Atkins asintió mientras Goode se sentaba.
– Gracias, señor Goode. ¿Cotton?
Cotton se puso en pie y se situó frente al estrado.
– Señoría, nos encontramos ante un intento de burlar, más que facilitar, los deseos de la señora Cardinal. Ella ya rechazó una oferta de Southern Valley para comprar sus tierras.
– ¿Es eso cierto, señor Goode? -inquirió el juez.
– En efecto, la señora Cardinal rechazó una de tales ofertas -respondió Goode, seguro-, sin embargo, la oferta actual supone una suma de dinero mucho más elevada y, por consiguiente, debe contemplarse por separado.
– La señora Cardinal dejó bien claro que no vendería sus tierras a Southern Valley bajo ningún concepto -apuntó Cotton. Enganchó el dedo en la solapa de la chaqueta, igual que había hecho Goode, pero se lo pensó mejor y bajó la mano.

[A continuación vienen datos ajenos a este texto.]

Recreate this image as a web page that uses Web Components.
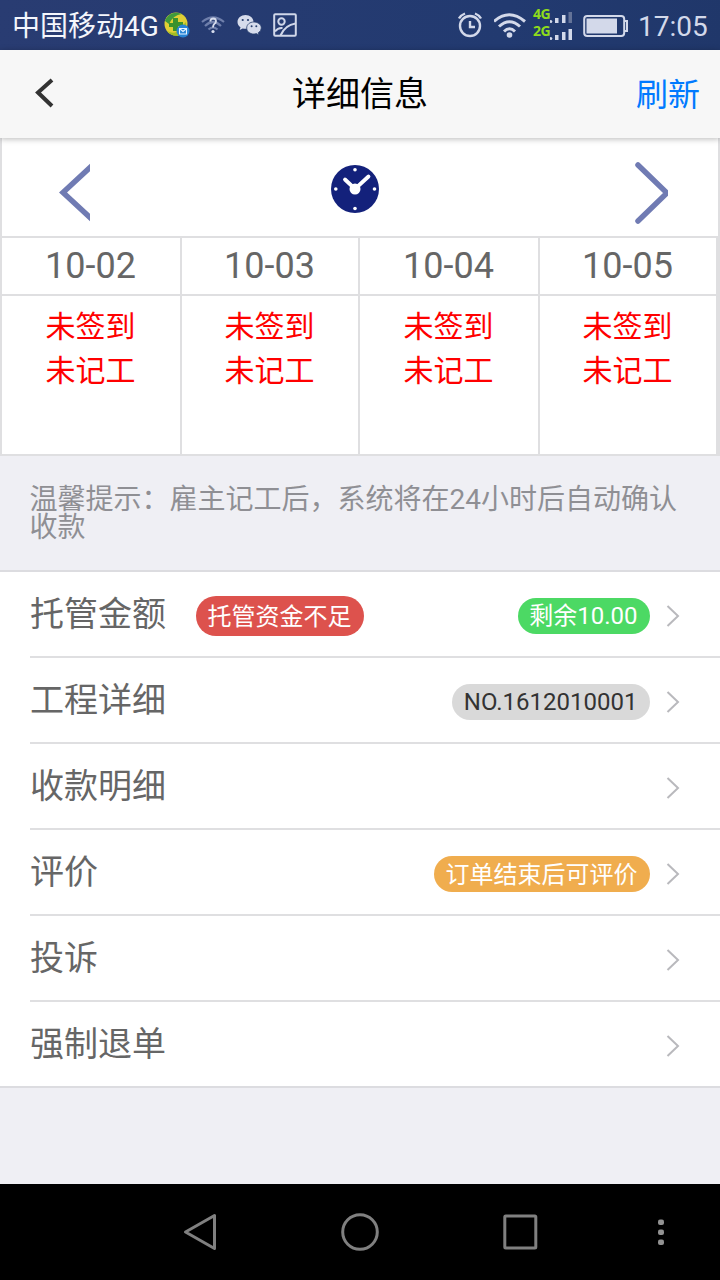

– ¿Tiene algún testigo que pueda corroborarlo? -preguntó el juez Atkins.
– Pues…, sólo yo.
Goode intervino de inmediato.
– Bueno, si el señor Longfellow pretende convertirse en testigo material de este caso, insisto en que se retire como abogado de la señora Cardinal.
Atkins miró a Cotton.
– ¿Eso es lo que desea hacer?
– No, eso no. Sin embargo, puedo representar los intereses de Louisa hasta que se recupere.
Goode sonrió.
– Señoría, el señor Longfellow ha expresado un perjuicio claro para con mi cliente ante este tribunal. Es difícil que podamos considerarlo independiente para representar de forma imparcial los intereses de la señora Cardinal.

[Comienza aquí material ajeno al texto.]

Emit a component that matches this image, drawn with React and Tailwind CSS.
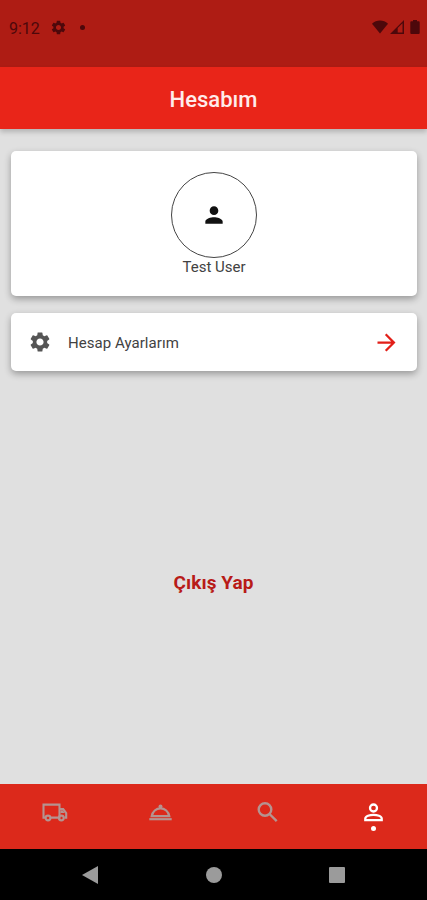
import { MdSettings, MdPerson, MdArrowForward } from "react-icons/md";

function StatusBar() {
  return (
    <div className="flex h-[67px] items-start bg-[#ae1c14] pl-[9px] pr-[7px] pt-[18px] text-[#4d080b]">
      <span className="w-[41px] pt-px text-[16px] leading-5">9:12</span>
      <MdSettings className="mt-px size-[17px]" />
      <span className="ml-[13px] mt-[7px] size-[5px] rounded-full bg-[#4d080b]" />
      <div className="ml-auto mt-[2px] flex items-start">
        <svg className="h-[14px] w-[16px]" viewBox="0 0 16 14" fill="currentColor">
          <path d="M0 3.7C4.5-.5 11.5-.5 16 3.7L8 13.5z" />
        </svg>
        <svg className="ml-[2px] mr-[6px] h-[14px] w-[14px]" viewBox="0 0 14 14" fill="currentColor">
          <path fillRule="evenodd" d="M0 14 14 0v14zM7.7 8v4.500h4.800V3.300z" />
        </svg>
        <svg className="h-[14px] w-[10px]" viewBox="0 0 10 14" fill="currentColor">
          <path d="M3 0h4v1.300h1.500c.8 0 1.200.5 1.200 1.200v10.200c0 .8-.5 1.300-1.200 1.300h-7C.8 14 .3 13.500.3 12.700V2.500C.3 1.800.8 1.300 1.500 1.300H3z" />
        </svg>
      </div>
    </div>
  );
}

function TruckIcon() {
  return (
    <svg className="size-[27px]" viewBox="0 0 27 27" fill="none" stroke="currentColor" strokeWidth="2.1">
      <path d="M4.500 18.600H2.500V5.600h16v13H10" />
      <path d="M18.500 10h3.700l3 4v4.600h-1.800" />
      <path d="M19.500 11.200h2.200l2 2.900h-4.200z" fill="currentColor" stroke="none" />
      <circle cx="7" cy="19" r="2.400" />
      <circle cx="20.300" cy="19" r="2.400" />
    </svg>
  );
}

function ServiceIcon() {
  return (
    <svg className="size-[27px]" viewBox="0 0 27 27" fill="none" stroke="currentColor" strokeWidth="2.200">
      <path d="M2.300 20.200h22.400" />
      <path d="M4.700 17.200c.8-4.700 4.500-7.900 8.800-7.900s8 3.200 8.800 7.900z" />
      <circle cx="13.500" cy="7.600" r="2" fill="currentColor" stroke="none" />
    </svg>
  );
}

function SearchIcon() {
  return (
    <svg className="size-[27px]" viewBox="0 0 27 27" fill="none" stroke="currentColor" strokeWidth="2.400">
      <circle cx="11" cy="10.500" r="6.300" />
      <path d="M15.500 15l7.200 7.200" />
    </svg>
  );
}

function AccountIcon() {
  return (
    <svg className="size-[27px]" viewBox="0 0 27 27" fill="none" stroke="currentColor" strokeWidth="2.300">
      <circle cx="13.500" cy="9" r="3.500" />
      <path d="M5.300 21.200v-1.700c0-2.300 4.500-3.700 8.200-3.700s8.200 1.400 8.200 3.700v1.700z" />
    </svg>
  );
}

const cardClass =
  "ml-[11px] mr-[10px] rounded-[5px] bg-white shadow-[0_3px_7px_rgba(0,0,0,0.32)]";

export default function App() {
  return (
    <div className="flex h-[900px] w-[427px] flex-col overflow-hidden bg-[#e0e0e0] font-['Roboto',sans-serif] text-[#424242]">
      <StatusBar />
      <header className="z-10 flex h-[62px] items-center justify-center bg-[#e92519] pt-[2px] text-[22px] font-medium text-[#ffeceb] shadow-[0_3px_5px_rgba(0,0,0,0.2)]">
        <h1>Hesabım</h1>
      </header>

      <main className="flex flex-1 flex-col pt-[22px]">
        <section className={`${cardClass} flex h-[145px] flex-col items-center pt-[21px]`}>
          <div className="flex size-[86px] items-center justify-center rounded-full border border-[#444]">
            <MdPerson className="size-[26px] text-[#111]" />
          </div>
          <p className="text-[15px] leading-[18px]">Test User</p>
        </section>

        <button className={`${cardClass} mt-[17px] flex h-[58px] items-center pl-[17px] pr-[17px]`}>
          <MdSettings className="size-6 text-[#555]" />
          <span className="ml-4 pt-px text-[15px] leading-[18px] tracking-[0.05px]">Hesap Ayarlarım</span>
          <MdArrowForward className="ml-auto size-[27px] text-[#e21f18]" />
        </button>

        <button className="mt-[200px] self-center text-[19px] font-bold leading-6 tracking-[0.05px] text-[#b81b18]">
          Çıkış Yap
        </button>
      </main>

      <nav className="grid h-[65px] grid-cols-4 justify-items-center bg-[#dc291b] pl-px pt-[15px] text-[#b59390]">
        <TruckIcon />
        <ServiceIcon />
        <SearchIcon />
        <div className="flex flex-col items-center text-white">
          <AccountIcon />
          <span className="size-[5px] rounded-full bg-white" />
        </div>
      </nav>

      <div className="flex h-[51px] items-center justify-between bg-black px-[82px] text-[#9b9b9b]">
        <svg className="h-[18px] w-[16px]" viewBox="0 0 16 18" fill="currentColor">
          <path d="M16 0v18L0 9z" />
        </svg>
        <span className="size-4 rounded-full bg-[#9b9b9b]" />
        <span className="size-4 rounded-[1px] bg-[#9b9b9b]" />
      </div>
    </div>
  );
}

– Me inclino a estar de acuerdo con él al respecto, Cotton -declaró Atkins.
– Bueno, entonces argüimos que la señora Cardinal no está mentalmente incapacitada -replicó Cotton.
– En ese caso nos hallamos ante un conflicto, caballeros -dijo el juez-. Dentro de una semana dará comienzo el juicio.

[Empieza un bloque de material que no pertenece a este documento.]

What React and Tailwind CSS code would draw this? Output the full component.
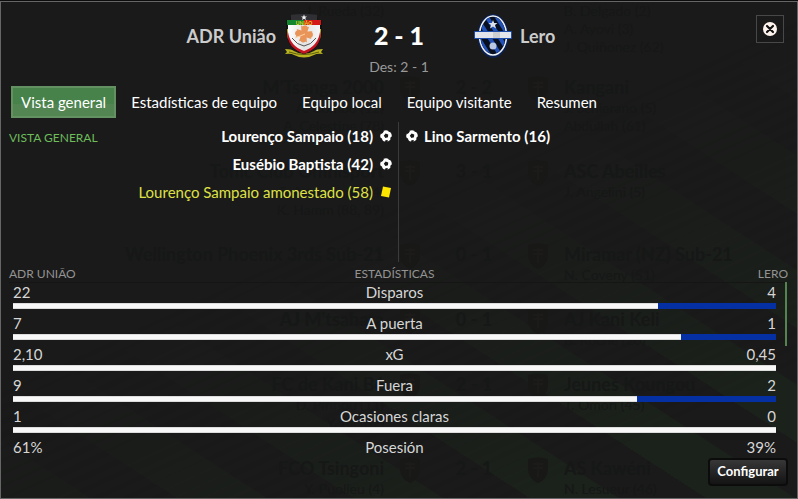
import React from 'react';

const tabs = ['Vista general', 'Estadísticas de equipo', 'Equipo local', 'Equipo visitante', 'Resumen'];

const stats = [
    { name: 'Disparos', home: '22', away: '4', share: 84.6 },
    { name: 'A puerta', home: '7', away: '1', share: 87.5 },
    { name: 'xG', home: '2,10', away: '0,45', share: 100 },
    { name: 'Fuera', home: '9', away: '2', share: 81.8 },
    { name: 'Ocasiones claras', home: '1', away: '0', share: 100 },
    { name: 'Posesión', home: '61%', away: '39%' },
];

const results = [
    { home: '', away: '', score: '', homeGoals: ['J. Rueda (32)'], awayGoals: ['B. Delgado (2)', 'A. Ayovi (3)', 'J. Quiñonez (62)'], height: 'h-[73px]' },
    { home: "M'Tsanga 2000", away: 'Kangani', score: '2 - 2', homeGoals: ['A. Combo (12)', 'A. Celestine (78)'], awayGoals: ['J. Schierano (5)', 'Abdullah (61)'], height: 'h-[84px]' },
    { home: 'Tonic Club Omnisport', away: 'ASC Abeilles', score: '3 - 1', homeGoals: ['S. Attoumani (24)', 'K. Hamm (88, 89)'], awayGoals: ['J. Angelini (5)'], height: 'h-[83px]' },
    { home: 'Wellington Phoenix 3rds Sub-21', away: 'Miramar (NZ) Sub-21', score: '0 - 1', homeGoals: [], awayGoals: ['N. Coveny (51)'], height: 'h-[65px]' },
    { home: "AJ M'tsahara", away: 'AJ Kani Keli', score: '0 - 1', homeGoals: [], awayGoals: ['B. Roche (20)'], height: 'h-[65px]' },
    { home: 'FC de Kani Bé', away: 'Jeunes Koungou', score: '2 - 1', homeGoals: ['D. Pirinou (11)', 'Y. Ali (62)'], awayGoals: ['T. Omori (45)'], height: 'h-[84px]' },
    { home: 'FCO Tsingoni', away: 'AS Kawéni', score: '2 - 1', homeGoals: ['Y. Puolieu (4)'], awayGoals: ['N. Lesueur (46)'], height: 'h-[42px]' },
];

function FaintCrest() {
    return (
        <svg className="w-7 h-7" viewBox="0 0 28 28">
            <path d="M4 3 Q14 0 24 3 L24 14 Q23 23 14 27 Q5 23 4 14Z" fill="#181817" />
            <path d="M9 8 H19 M9 12 H19 M14 6 V21" stroke="#1c1b1a" strokeWidth="2" />
        </svg>
    );
}

function Backdrop() {
    return (
        <div aria-hidden="true" className="absolute inset-0 overflow-hidden text-[#161717]">
            <div className="absolute inset-0 bg-[repeating-linear-gradient(33deg,#1b211b_0px,#1b211b_48px,#1a1a1a_49px,#1a1a1a_96px)] [mask-image:linear-gradient(155deg,transparent_45%,black_85%)]"></div>
            <div className="relative">
                {results.map((r, i) => (
                    <div key={i} className={`grid grid-cols-[calc(50%-15px)_180px_1fr] ${r.height}`}>
                        <div className="text-right">
                            {r.home && <p className="text-lg leading-6 font-bold whitespace-nowrap">{r.home}</p>}
                            {r.homeGoals.map((g) => <p key={g} className="text-sm leading-[18px]">{g}</p>)}
                        </div>
                        <div className="flex items-start justify-between px-3">
                            {r.score && (
                                <>
                                    <FaintCrest />
                                    <p className="text-lg leading-6 font-bold whitespace-nowrap">{r.score}</p>
                                    <FaintCrest />
                                </>
                            )}
                        </div>
                        <div>
                            {r.away && <p className="text-lg leading-6 font-bold whitespace-nowrap">{r.away}</p>}
                            {r.awayGoals.map((g) => <p key={g} className="text-sm leading-[18px]">{g}</p>)}
                        </div>
                    </div>
                ))}
            </div>
        </div>
    );
}

function HomeCrest() {
    return (
        <svg className="w-10 h-11" viewBox="0 0 40 44" aria-hidden="true">
            <defs>
                <clipPath id="shield">
                    <path d="M3 1 Q20 -1 37 1 L37 18 Q37 34 20 40 Q3 34 3 18Z" />
                </clipPath>
                <linearGradient id="silver" x1="0" x2="1">
                    <stop offset="0" stopColor="#ffffff" />
                    <stop offset="0.5" stopColor="#e3e3e3" />
                    <stop offset="1" stopColor="#f5f5f5" />
                </linearGradient>
            </defs>
            <path d="M1 35 Q8 35 10 37 Q20 43 30 37 Q32 35 39 35 L37 38 L39 40 Q33 39 30 41 Q20 46 10 41 Q7 39 1 40 L3 38Z" fill="#b8b31f" />
            <path d="M5 38 Q20 43 35 38" fill="none" stroke="#5f5c10" strokeWidth="1" />
            <path d="M8 0 Q20 -1 32 0 L34 6 L38 6 L38 18 Q37 34 20 40 Q3 34 2 18 L2 6 L6 6Z" fill="#111" />
            <g clipPath="url(#shield)">
                <rect x="7" width="26" height="6" fill="#303034" />
                <rect x="0" y="6" width="20" height="5" fill="#14852f" />
                <rect x="20" y="6" width="20" height="5" fill="#d41818" />
                <rect y="15" width="20" height="10" fill="#b8ad18" />
                <rect x="20" y="15" width="20" height="10" fill="#b8ad18" />
                <path d="M3 22 Q5 35 20 40 Q35 35 37 22 L35 11 L5 11Z" fill="#c51521" />
                <path d="M4 11 L36 11 L36 18 Q34 32 20 37 Q6 32 4 18Z" fill="url(#silver)" />
            </g>
            <text x="20" y="10.5" textAnchor="middle" fontSize="5" fontWeight="bold" fill="#e5d724">UNIÃO</text>
            <path d="M20 0.5 L20.8 2.5 L23 2.5 L21.3 3.8 L22 6 L20 4.7 L18 6 L18.7 3.8 L17 2.5 L19.2 2.5Z" fill="#f2f2f2" />
            <g fill="#e9955a" transform="rotate(8 20 20)">
                <circle cx="20" cy="14.5" r="3" />
                <circle cx="20" cy="25.5" r="3" />
                <circle cx="14" cy="20" r="3" />
                <circle cx="26" cy="20" r="3" />
                <path d="M16 12 L18 13 L22 13 L24 12 L23 17 L28 16 L27 18 L27 22 L28 24 L23 23 L24 28 L22 27 L18 27 L16 28 L17 23 L12 24 L13 22 L13 18 L12 16 L17 17Z" />
            </g>
            <path d="M11 24 L21 20" stroke="#ffd3a8" strokeWidth="1" />
            <path d="M8 24 Q13 31 20 32 Q27 31 32 24" fill="none" stroke="#555" strokeWidth="1" />
        </svg>
    );
}

function AwayCrest() {
    return (
        <svg className="w-[38px] h-11" viewBox="0 0 38 44" aria-hidden="true">
            <defs>
                <clipPath id="oval">
                    <ellipse cx="19" cy="21.5" rx="12.5" ry="18.5" />
                </clipPath>
            </defs>
            <ellipse cx="19" cy="22" rx="15.5" ry="22" fill="#0a2152" />
            <ellipse cx="19" cy="21.5" rx="13.5" ry="19.5" fill="#08101f" stroke="#eef2fa" strokeWidth="1.5" />
            <g clipPath="url(#oval)" stroke="#2252b8" strokeWidth="4">
                <path d="M-8 4 L18 46" />
                <path d="M2 2 L28 44" />
                <path d="M11 0 L38 43" />
                <path d="M21 0 L48 43" />
            </g>
            <path d="M19 6 L20.2 9 L23.5 9 L21 11 L22 14.5 L19 12.5 L16 14.5 L17 11 L14.5 9 L17.8 9Z" fill="#dce1ea" />
            <circle cx="19" cy="32" r="3.5" fill="#b8c7e3" />
            <rect x="0" y="17" width="38" height="8" rx="1" fill="#1c4ba8" />
            <rect x="1" y="18" width="36" height="6" fill="#e3e5ea" />
            <rect x="19" y="18" width="7" height="6" fill="#cccdd0" />
        </svg>
    );
}

function Ball() {
    return (
        <svg className="w-3 h-3 shrink-0" viewBox="0 0 12 12" aria-hidden="true">
            <circle cx="6" cy="6" r="5.8" fill="#fff" />
            <g fill="#1a1a1a">
                <path d="M5.6 3.6 L8.2 4.4 L8 7.2 L5.4 8 L3.8 5.8Z" />
                <path d="M0.4 1 L4 1 L2.8 3 L0.4 4.4Z" />
                <path d="M7.6 0 L11 1.6 L9 2Z" />
                <path d="M12 6.6 L10.6 7.2 L10.2 9.4 L12 9Z" />
                <path d="M0 7.6 L2 8.6 L2.8 11.4 L0.4 11Z" />
                <path d="M5.4 10.2 L7.8 10 L7.4 12 L5 12Z" />
            </g>
        </svg>
    );
}

function Card() {
    return (
        <svg className="w-3 h-3 shrink-0" viewBox="0 0 12 12" aria-hidden="true">
            <path d="M3 0.5 L11 2 L9 11.5 L1 10Z" fill="#ffe600" />
        </svg>
    );
}

export default function App() {
    return (
        <div className="min-h-screen bg-[#0c0c0c] pt-px font-['Lato',sans-serif] text-[#f2f2f2]">
            <main className="relative min-h-[calc(100vh-1px)] flex flex-col border border-[#666] bg-[#1a1a1a]">
                <Backdrop />

                <div className="relative flex-1 flex flex-col">
                    <header className="grid grid-cols-[1fr_150px_1fr] pt-3 h-[84px]">
                        <div className="flex items-center justify-end gap-2 h-11">
                            <h2 className="text-lg font-bold text-[#ccc]">ADR União</h2>
                            <HomeCrest />
                        </div>
                        <div className="text-center pt-px">
                            <p className="text-[25px] leading-10 font-black text-white">2 - 1</p>
                            <p className="text-[14px] leading-6 text-[#999]">Des: 2 - 1</p>
                        </div>
                        <div className="flex items-center gap-2 h-11">
                            <AwayCrest />
                            <h2 className="text-lg font-bold text-[#ccc]">Lero</h2>
                        </div>
                    </header>
                    <button aria-label="Cerrar" className="absolute top-[13px] right-[13px] w-7 h-7 flex items-center justify-center border border-[#484848]">
                        <svg className="w-[14px] h-[14px]" viewBox="0 0 14 14" aria-hidden="true">
                            <circle cx="7" cy="7" r="7" fill="#fff5ee" />
                            <path d="M4 4 L10 10 M10 4 L4 10" stroke="#141414" strokeWidth="2.2" strokeLinecap="round" />
                        </svg>
                    </button>

                    <nav className="flex gap-[5px] px-[10px] text-[15px] leading-5">
                        {tabs.map((tab, i) => (
                            <button
                                key={tab}
                                className={i === 0
                                    ? 'h-8 px-2 pb-px border-2 border-[#649162] bg-linear-to-b from-[#47824a] from-55% to-[#538553] to-60% text-white whitespace-nowrap'
                                    : 'h-8 px-[10px] pb-px text-white whitespace-nowrap'}
                            >
                                {tab}
                            </button>
                        ))}
                    </nav>

                    <section className="grid grid-cols-2 mt-1 h-[140px] text-[15px] leading-7">
                        <div className="flex justify-between border-r border-[#3b3b3b] pl-2 pr-[6px]">
                            <h3 className="text-[12px] text-[#6dbd5b] pt-[2px]">VISTA GENERAL</h3>
                            <ul className="font-bold text-white">
                                <li className="flex items-center justify-end gap-[7px]">Lourenço Sampaio (18) <Ball /></li>
                                <li className="flex items-center justify-end gap-[7px]">Eusébio Baptista (42) <Ball /></li>
                                <li className="flex items-center justify-end gap-[7px] font-normal text-[#dfe045]">Lourenço Sampaio amonestado (58) <Card /></li>
                            </ul>
                        </div>
                        <ul className="font-bold text-white pl-[7px]">
                            <li className="flex items-center gap-[6px]"><Ball /> Lino Sarmento (16)</li>
                        </ul>
                    </section>

                    <section className="relative pl-2 pr-[9px] pt-1">
                        <table className="w-full table-fixed text-[15px] leading-[18px] text-[#d6d6d6]">
                            <thead>
                                <tr className="text-[12px] leading-4 text-[#939393] border-b border-[#151515]">
                                    <th className="text-left font-normal">ADR UNIÃO</th>
                                    <th className="font-normal pr-2">ESTADÍSTICAS</th>
                                    <th className="text-right font-normal">LERO</th>
                                </tr>
                            </thead>
                            {stats.map((s) => (
                                <tbody key={s.name}>
                                    <tr>
                                        <td className="pl-1 pb-[2px]">{s.home}</td>
                                        <td className="text-center pr-2 pb-[2px]">{s.name}</td>
                                        <td className="text-right pr-3 pb-[2px]">{s.away}</td>
                                    </tr>
                                    {s.share && (
                                        <tr>
                                            <td colSpan={3} className="pl-1 pr-3 pb-[5px]">
                                                <div className="h-[6px] bg-[#0430a3]">
                                                    <div className="h-full bg-[#f8f8f8] border-y border-[#dcdcdc]" style={{ width: `${s.share}%` }}></div>
                                                </div>
                                            </td>
                                        </tr>
                                    )}
                                </tbody>
                            ))}
                        </table>
                        <div className="absolute top-5 right-[10px] w-[2px] h-16 bg-[#548551]"></div>
                    </section>

                    <footer className="flex justify-end pr-[9px] pb-3">
                        <button className="h-7 w-20 rounded-sm border-2 border-[#0c0c0c] bg-linear-to-b from-[#373737] to-[#141414] text-[13px] font-bold text-white">
                            Configurar
                        </button>
                    </footer>
                </div>
            </main>
        </div>
    );
}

– No hay tiempo suficiente -dijo Cotton, sorprendido.
– Con una semana nos basta -señaló Goode-. La señora Cardinal se merece que sus asuntos sean atendidos con la celeridad y el respeto debidos.
Atkins tomó el mazo.
– Cotton, he ido al hospital a visitar a Louisa. Independientemente de que esté consciente o inconsciente, creo que como mínimo esos niños necesitarán un tutor. Mejor que lo solventemos lo antes posible.
– Podemos cuidarnos solos.
Todos dirigieron la mirada al fondo de la sala, donde Lou se había puesto en pie.
– Podemos cuidarnos solos -repitió-, hasta que Louisa se ponga mejor.
– Lou -intervino Cotton-, éste no es el lugar ni el momento.
Goode les dedicó una sonrisa.
– Seguro que sois unos niños adorables. Me llamo Thurston Goode. ¿Qué tal?
Ni Lou ni Oz respondieron.
– Jovencita -dijo Atkins-, venga aquí.
Lou se tragó el nudo que se le había formado en la garganta y se acercó al estrado, donde Atkins bajó la mirada para contemplarla, cual Zeus mirando a un mortal.
– Jovencita, ¿es usted miembro del colegio de abogados?
– No. Bueno yo… no.
– ¿Sabe que sólo los miembros del colegio de abogados pueden dirigirse al tribunal, a menos que se trate de circunstancias excepcionales?
– Bueno, como esto nos afecta a mi hermano y a mí, creo que las circunstancias son excepcionales.
Atkins miró a Cotton y sonrió antes de volver a mirar a Lou.
– Es usted lista, es fácil de ver. Y rápida. Pero la ley es la ley, y los niños de su edad no pueden vivir solos.
– Tenemos a Eugene.
– No es un familiar.
– Pues, Diamond Skinner no vivía con nadie.
Atkins lanzó una mirada a Cotton.
– Cotton, ¿tendrá la amabilidad de explicárselo?
– Lou, el juez tiene razón, no sois lo bastante mayores para vivir solos. Necesitáis a un adulto.
De repente a Lou se le inundaron los ojos de lágrimas.
– Sin embargo, parece que los adultos no hacen más que dejarnos. -Se volvió y corrió por el pasillo, abrió la puerta de doble hoja y desapareció. Oz huyó detrás de ella.